Torture escalated: “Spanish boot,” needling, and isolation. Lists of 157 executed in 1627-1629 detail priests, students, and nobles burning together.

Bamberg’s Princely Victims

Prince-Bishop Johann Georg II Fuchs von Dornheim (“Hexenhammer”) oversaw Bamberg. His counselor Georg Dranz and mayor Johannes Junius—whose poignant letter to his daughter survives—were broken. Junius wrote: “They have also tortured me with the thumbscrews… Oh, my dear child, I have suffered agony.”

War refugees fueled suspicions; economic motives loomed, as confiscated estates funded the court. Hunts waned with imperial scrutiny and the bishop’s 1631 death.

These trials reveal peak fanaticism: even skeptics like Junius fell, highlighting torture’s unreliability and elite hypocrisy.

Psychological and Societal Underpinnings

What drove this frenzy? Cognitive psychologists cite confirmation bias and moral panics, akin to modern hysterias.
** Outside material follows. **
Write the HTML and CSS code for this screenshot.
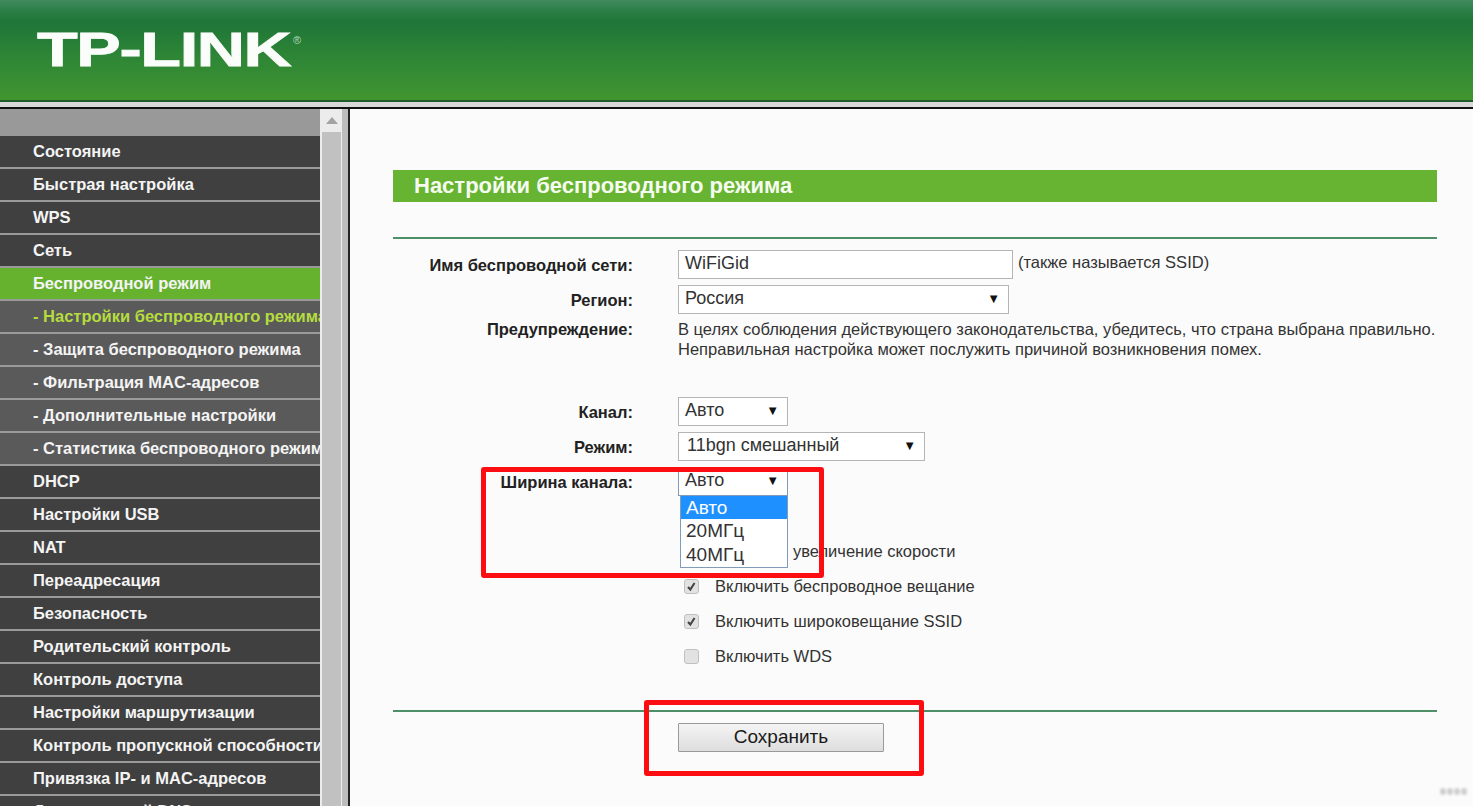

Religious dualism framed misfortune as diabolical; gender norms scapegoated women. Economic pressures—inheritance disputes, poor relief—channeled grudges into accusations.

Judicially, carpetbagger witch-hunters profited from fees. Skeptics like Reginald Scot (Discoverie of Witchcraft, 1584) decried it, but peaked mania ignored them until Enlightenment rationality prevailed post-1650.

Conclusion: Echoes of Injustice

Europe’s witchcraft trials—North Berwick’s royal intrigue, Pendle’s folk rivalries, Trier’s mass slaughters, Würzburg and Bamberg’s elite purges—stand as harrowing testaments to unchecked fear. Tens of thousands perished, their stories preserved in confessions, pamphlets, and letters that humanize the horror. These weren’t triumphs of justice but failures of reason, reminding us how hysteria erodes humanity.

Today, they inform studies of false accusations, from Satanic Panic to #MeToo reckonings. Victims like Agnes Sampson and Johannes Junius compel reflection: in prosecuting the “other,” societies risk devouring themselves. As memorials rise—from Pendle’s sculptures to Trier’s plaques—history urges vigilance against modern witch hunts.